* _SET EXERCISE_
Copy out each line exactly as it appears.

* _COLLECTED MATERIAL_
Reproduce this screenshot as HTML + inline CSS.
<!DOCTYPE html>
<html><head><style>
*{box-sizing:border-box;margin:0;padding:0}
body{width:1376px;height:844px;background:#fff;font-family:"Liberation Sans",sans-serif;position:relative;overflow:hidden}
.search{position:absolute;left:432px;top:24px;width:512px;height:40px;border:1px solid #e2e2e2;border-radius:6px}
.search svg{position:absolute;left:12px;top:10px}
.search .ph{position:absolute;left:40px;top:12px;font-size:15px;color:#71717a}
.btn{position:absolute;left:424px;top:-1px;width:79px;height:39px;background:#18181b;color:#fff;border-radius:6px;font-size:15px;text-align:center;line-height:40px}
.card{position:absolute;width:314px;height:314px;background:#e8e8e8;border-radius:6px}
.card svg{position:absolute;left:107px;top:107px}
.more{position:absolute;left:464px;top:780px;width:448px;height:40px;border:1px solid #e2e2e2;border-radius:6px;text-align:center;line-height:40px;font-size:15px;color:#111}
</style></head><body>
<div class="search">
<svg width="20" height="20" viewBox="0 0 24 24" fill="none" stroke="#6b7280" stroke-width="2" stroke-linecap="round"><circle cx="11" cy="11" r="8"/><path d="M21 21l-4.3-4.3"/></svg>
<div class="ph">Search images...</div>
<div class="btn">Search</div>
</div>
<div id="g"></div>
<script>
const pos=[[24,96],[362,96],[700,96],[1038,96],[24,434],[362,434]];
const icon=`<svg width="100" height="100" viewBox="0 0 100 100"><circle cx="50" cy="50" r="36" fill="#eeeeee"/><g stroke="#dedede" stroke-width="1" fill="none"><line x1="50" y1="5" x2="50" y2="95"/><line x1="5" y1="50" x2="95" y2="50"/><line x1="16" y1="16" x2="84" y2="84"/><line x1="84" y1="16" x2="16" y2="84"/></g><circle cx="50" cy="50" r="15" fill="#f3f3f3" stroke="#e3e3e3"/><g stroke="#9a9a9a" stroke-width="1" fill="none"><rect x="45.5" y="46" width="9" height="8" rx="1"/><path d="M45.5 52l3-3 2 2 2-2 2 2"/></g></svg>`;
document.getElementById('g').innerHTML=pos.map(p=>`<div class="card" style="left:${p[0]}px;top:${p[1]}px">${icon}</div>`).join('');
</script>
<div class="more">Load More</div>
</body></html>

* _COMPLETE ANSWER_
Reproduce this screenshot as HTML + inline CSS.
<!DOCTYPE html>
<html><head><style>
*{box-sizing:border-box;margin:0;padding:0}
body{width:1376px;height:844px;background:#fff;font-family:"Liberation Sans",sans-serif;position:relative;overflow:hidden}
.search{position:absolute;left:432px;top:24px;width:512px;height:40px;border:1px solid #e2e2e2;border-radius:6px}
.search svg{position:absolute;left:12px;top:10px}
.search .ph{position:absolute;left:40px;top:12px;font-size:15px;color:#71717a}
.btn{position:absolute;left:424px;top:-1px;width:79px;height:39px;background:#18181b;color:#fff;border-radius:6px;font-size:15px;text-align:center;line-height:40px}
.card{position:absolute;width:314px;height:314px;background:#e8e8e8;border-radius:6px}
.card svg{position:absolute;left:107px;top:107px}
.more{position:absolute;left:464px;top:780px;width:448px;height:40px;border:1px solid #e2e2e2;border-radius:6px;text-align:center;line-height:40px;font-size:15px;color:#111}
</style></head><body>
<div class="search">
<svg width="20" height="20" viewBox="0 0 24 24" fill="none" stroke="#6b7280" stroke-width="2" stroke-linecap="round"><circle cx="11" cy="11" r="8"/><path d="M21 21l-4.3-4.3"/></svg>
<div class="ph">Search images...</div>
<div class="btn">Search</div>
</div>
<div id="g"></div>
<script>
const pos=[[24,96],[362,96],[700,96],[1038,96],[24,434],[362,434]];
const icon=`<svg width="100" height="100" viewBox="0 0 100 100"><circle cx="50" cy="50" r="36" fill="#eeeeee"/><g stroke="#dedede" stroke-width="1" fill="none"><line x1="50" y1="5" x2="50" y2="95"/><line x1="5" y1="50" x2="95" y2="50"/><line x1="16" y1="16" x2="84" y2="84"/><line x1="84" y1="16" x2="16" y2="84"/></g><circle cx="50" cy="50" r="15" fill="#f3f3f3" stroke="#e3e3e3"/><g stroke="#9a9a9a" stroke-width="1" fill="none"><rect x="45.5" y="46" width="9" height="8" rx="1"/><path d="M45.5 52l3-3 2 2 2-2 2 2"/></g></svg>`;
document.getElementById('g').innerHTML=pos.map(p=>`<div class="card" style="left:${p[0]}px;top:${p[1]}px">${icon}</div>`).join('');
</script>
<div class="more">Load More</div>
</body></html>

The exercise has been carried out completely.